● **RAW DATA**
____________________

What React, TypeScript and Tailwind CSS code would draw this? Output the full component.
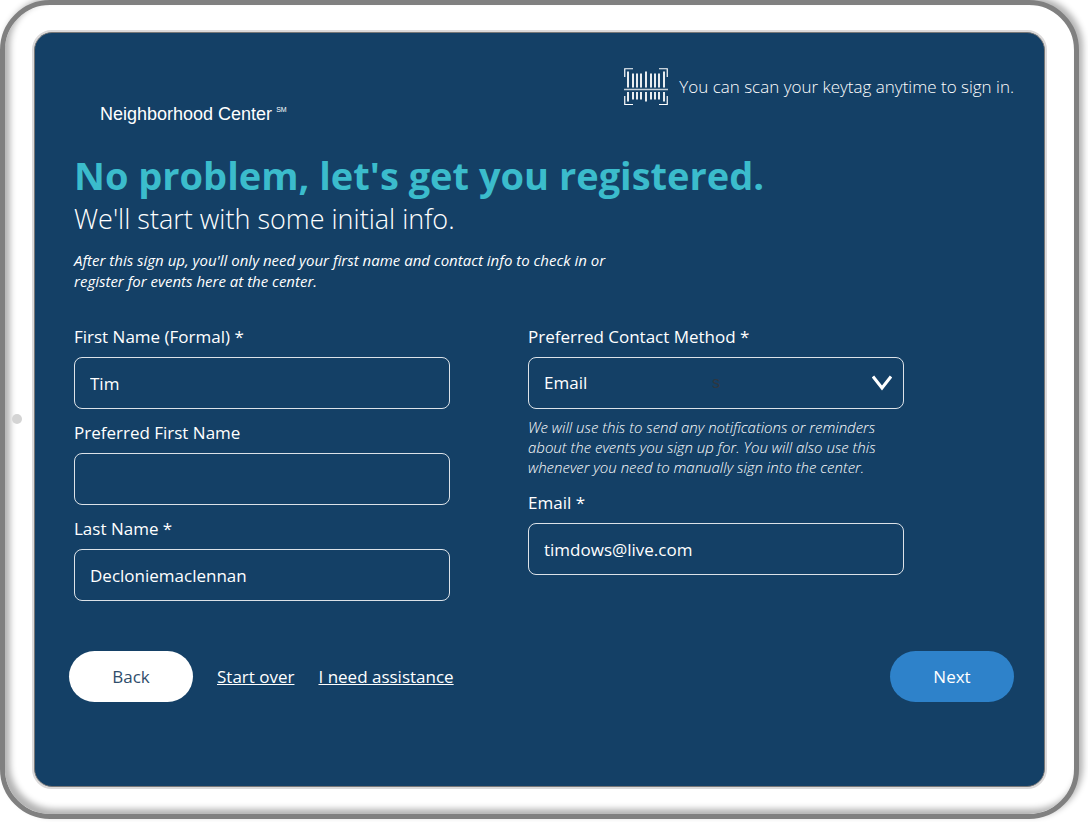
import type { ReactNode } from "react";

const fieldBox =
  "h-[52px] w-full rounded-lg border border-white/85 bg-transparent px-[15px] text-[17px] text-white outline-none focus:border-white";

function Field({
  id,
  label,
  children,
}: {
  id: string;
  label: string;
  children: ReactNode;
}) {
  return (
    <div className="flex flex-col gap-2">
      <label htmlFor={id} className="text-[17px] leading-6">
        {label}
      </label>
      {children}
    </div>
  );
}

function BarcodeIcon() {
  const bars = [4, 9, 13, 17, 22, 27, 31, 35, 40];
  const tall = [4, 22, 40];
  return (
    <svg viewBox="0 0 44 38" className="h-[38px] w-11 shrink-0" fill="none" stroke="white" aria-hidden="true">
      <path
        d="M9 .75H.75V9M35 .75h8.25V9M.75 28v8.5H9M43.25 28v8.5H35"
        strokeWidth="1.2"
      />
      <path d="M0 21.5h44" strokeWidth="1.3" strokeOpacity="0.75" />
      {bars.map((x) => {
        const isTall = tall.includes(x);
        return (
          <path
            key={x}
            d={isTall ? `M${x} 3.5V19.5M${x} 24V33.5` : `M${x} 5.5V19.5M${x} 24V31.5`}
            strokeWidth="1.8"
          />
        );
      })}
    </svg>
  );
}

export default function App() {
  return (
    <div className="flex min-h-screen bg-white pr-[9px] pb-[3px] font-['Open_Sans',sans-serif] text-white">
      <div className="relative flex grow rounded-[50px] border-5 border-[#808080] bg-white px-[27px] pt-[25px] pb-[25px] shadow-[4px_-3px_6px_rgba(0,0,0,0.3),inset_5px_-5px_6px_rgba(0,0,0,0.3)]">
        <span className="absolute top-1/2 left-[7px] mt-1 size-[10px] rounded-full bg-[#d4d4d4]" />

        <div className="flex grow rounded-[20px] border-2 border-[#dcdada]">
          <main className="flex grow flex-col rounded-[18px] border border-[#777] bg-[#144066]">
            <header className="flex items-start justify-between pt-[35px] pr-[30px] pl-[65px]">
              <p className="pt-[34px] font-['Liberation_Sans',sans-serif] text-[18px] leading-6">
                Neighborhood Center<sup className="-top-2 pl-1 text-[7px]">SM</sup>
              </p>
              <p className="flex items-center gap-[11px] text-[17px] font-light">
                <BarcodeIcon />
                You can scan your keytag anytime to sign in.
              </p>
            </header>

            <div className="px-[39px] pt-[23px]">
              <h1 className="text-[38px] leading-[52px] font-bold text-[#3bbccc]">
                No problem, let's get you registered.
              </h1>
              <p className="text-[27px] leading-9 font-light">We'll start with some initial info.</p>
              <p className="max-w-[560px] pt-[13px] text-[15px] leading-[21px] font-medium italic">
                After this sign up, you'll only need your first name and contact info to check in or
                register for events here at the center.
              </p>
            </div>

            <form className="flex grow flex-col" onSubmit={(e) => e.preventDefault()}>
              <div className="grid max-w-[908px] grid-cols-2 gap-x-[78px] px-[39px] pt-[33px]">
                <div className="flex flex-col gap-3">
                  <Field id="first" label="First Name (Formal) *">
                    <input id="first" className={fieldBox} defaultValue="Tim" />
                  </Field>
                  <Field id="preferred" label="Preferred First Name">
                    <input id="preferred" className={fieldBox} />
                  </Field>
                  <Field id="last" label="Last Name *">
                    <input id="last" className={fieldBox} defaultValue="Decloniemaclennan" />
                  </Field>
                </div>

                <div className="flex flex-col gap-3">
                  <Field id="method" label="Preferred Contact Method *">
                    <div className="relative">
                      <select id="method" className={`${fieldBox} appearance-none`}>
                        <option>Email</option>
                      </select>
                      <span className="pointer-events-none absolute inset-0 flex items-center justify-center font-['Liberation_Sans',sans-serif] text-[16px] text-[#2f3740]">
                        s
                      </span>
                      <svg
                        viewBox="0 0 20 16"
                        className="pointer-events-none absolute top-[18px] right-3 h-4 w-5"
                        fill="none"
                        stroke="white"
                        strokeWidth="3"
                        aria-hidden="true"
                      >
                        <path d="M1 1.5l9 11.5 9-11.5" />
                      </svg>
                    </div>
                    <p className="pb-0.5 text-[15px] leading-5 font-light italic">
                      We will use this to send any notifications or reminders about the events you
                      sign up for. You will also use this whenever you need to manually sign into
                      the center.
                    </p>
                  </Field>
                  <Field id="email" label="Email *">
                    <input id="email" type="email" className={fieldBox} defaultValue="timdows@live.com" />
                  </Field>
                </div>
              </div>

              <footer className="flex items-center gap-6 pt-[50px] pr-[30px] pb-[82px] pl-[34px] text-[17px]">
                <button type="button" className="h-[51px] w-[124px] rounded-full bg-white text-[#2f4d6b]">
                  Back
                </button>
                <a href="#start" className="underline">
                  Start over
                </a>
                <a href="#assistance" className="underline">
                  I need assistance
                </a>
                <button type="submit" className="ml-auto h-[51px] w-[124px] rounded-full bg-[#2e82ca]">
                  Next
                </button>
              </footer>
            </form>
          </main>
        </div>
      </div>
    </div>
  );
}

____________________

● **STATED TASK**
Without including any picture, repeat the data exactly.

● **RESPONSE TO THE EXERCISE**
What React, TypeScript and Tailwind CSS code would draw this? Output the full component.
import type { ReactNode } from "react";

const fieldBox =
  "h-[52px] w-full rounded-lg border border-white/85 bg-transparent px-[15px] text-[17px] text-white outline-none focus:border-white";

function Field({
  id,
  label,
  children,
}: {
  id: string;
  label: string;
  children: ReactNode;
}) {
  return (
    <div className="flex flex-col gap-2">
      <label htmlFor={id} className="text-[17px] leading-6">
        {label}
      </label>
      {children}
    </div>
  );
}

function BarcodeIcon() {
  const bars = [4, 9, 13, 17, 22, 27, 31, 35, 40];
  const tall = [4, 22, 40];
  return (
    <svg viewBox="0 0 44 38" className="h-[38px] w-11 shrink-0" fill="none" stroke="white" aria-hidden="true">
      <path
        d="M9 .75H.75V9M35 .75h8.25V9M.75 28v8.5H9M43.25 28v8.5H35"
        strokeWidth="1.2"
      />
      <path d="M0 21.5h44" strokeWidth="1.3" strokeOpacity="0.75" />
      {bars.map((x) => {
        const isTall = tall.includes(x);
        return (
          <path
            key={x}
            d={isTall ? `M${x} 3.5V19.5M${x} 24V33.5` : `M${x} 5.5V19.5M${x} 24V31.5`}
            strokeWidth="1.8"
          />
        );
      })}
    </svg>
  );
}

export default function App() {
  return (
    <div className="flex min-h-screen bg-white pr-[9px] pb-[3px] font-['Open_Sans',sans-serif] text-white">
      <div className="relative flex grow rounded-[50px] border-5 border-[#808080] bg-white px-[27px] pt-[25px] pb-[25px] shadow-[4px_-3px_6px_rgba(0,0,0,0.3),inset_5px_-5px_6px_rgba(0,0,0,0.3)]">
        <span className="absolute top-1/2 left-[7px] mt-1 size-[10px] rounded-full bg-[#d4d4d4]" />

        <div className="flex grow rounded-[20px] border-2 border-[#dcdada]">
          <main className="flex grow flex-col rounded-[18px] border border-[#777] bg-[#144066]">
            <header className="flex items-start justify-between pt-[35px] pr-[30px] pl-[65px]">
              <p className="pt-[34px] font-['Liberation_Sans',sans-serif] text-[18px] leading-6">
                Neighborhood Center<sup className="-top-2 pl-1 text-[7px]">SM</sup>
              </p>
              <p className="flex items-center gap-[11px] text-[17px] font-light">
                <BarcodeIcon />
                You can scan your keytag anytime to sign in.
              </p>
            </header>

            <div className="px-[39px] pt-[23px]">
              <h1 className="text-[38px] leading-[52px] font-bold text-[#3bbccc]">
                No problem, let's get you registered.
              </h1>
              <p className="text-[27px] leading-9 font-light">We'll start with some initial info.</p>
              <p className="max-w-[560px] pt-[13px] text-[15px] leading-[21px] font-medium italic">
                After this sign up, you'll only need your first name and contact info to check in or
                register for events here at the center.
              </p>
            </div>

            <form className="flex grow flex-col" onSubmit={(e) => e.preventDefault()}>
              <div className="grid max-w-[908px] grid-cols-2 gap-x-[78px] px-[39px] pt-[33px]">
                <div className="flex flex-col gap-3">
                  <Field id="first" label="First Name (Formal) *">
                    <input id="first" className={fieldBox} defaultValue="Tim" />
                  </Field>
                  <Field id="preferred" label="Preferred First Name">
                    <input id="preferred" className={fieldBox} />
                  </Field>
                  <Field id="last" label="Last Name *">
                    <input id="last" className={fieldBox} defaultValue="Decloniemaclennan" />
                  </Field>
                </div>

                <div className="flex flex-col gap-3">
                  <Field id="method" label="Preferred Contact Method *">
                    <div className="relative">
                      <select id="method" className={`${fieldBox} appearance-none`}>
                        <option>Email</option>
                      </select>
                      <span className="pointer-events-none absolute inset-0 flex items-center justify-center font-['Liberation_Sans',sans-serif] text-[16px] text-[#2f3740]">
                        s
                      </span>
                      <svg
                        viewBox="0 0 20 16"
                        className="pointer-events-none absolute top-[18px] right-3 h-4 w-5"
                        fill="none"
                        stroke="white"
                        strokeWidth="3"
                        aria-hidden="true"
                      >
                        <path d="M1 1.5l9 11.5 9-11.5" />
                      </svg>
                    </div>
                    <p className="pb-0.5 text-[15px] leading-5 font-light italic">
                      We will use this to send any notifications or reminders about the events you
                      sign up for. You will also use this whenever you need to manually sign into
                      the center.
                    </p>
                  </Field>
                  <Field id="email" label="Email *">
                    <input id="email" type="email" className={fieldBox} defaultValue="timdows@live.com" />
                  </Field>
                </div>
              </div>

              <footer className="flex items-center gap-6 pt-[50px] pr-[30px] pb-[82px] pl-[34px] text-[17px]">
                <button type="button" className="h-[51px] w-[124px] rounded-full bg-white text-[#2f4d6b]">
                  Back
                </button>
                <a href="#start" className="underline">
                  Start over
                </a>
                <a href="#assistance" className="underline">
                  I need assistance
                </a>
                <button type="submit" className="ml-auto h-[51px] w-[124px] rounded-full bg-[#2e82ca]">
                  Next
                </button>
              </footer>
            </form>
          </main>
        </div>
      </div>
    </div>
  );
}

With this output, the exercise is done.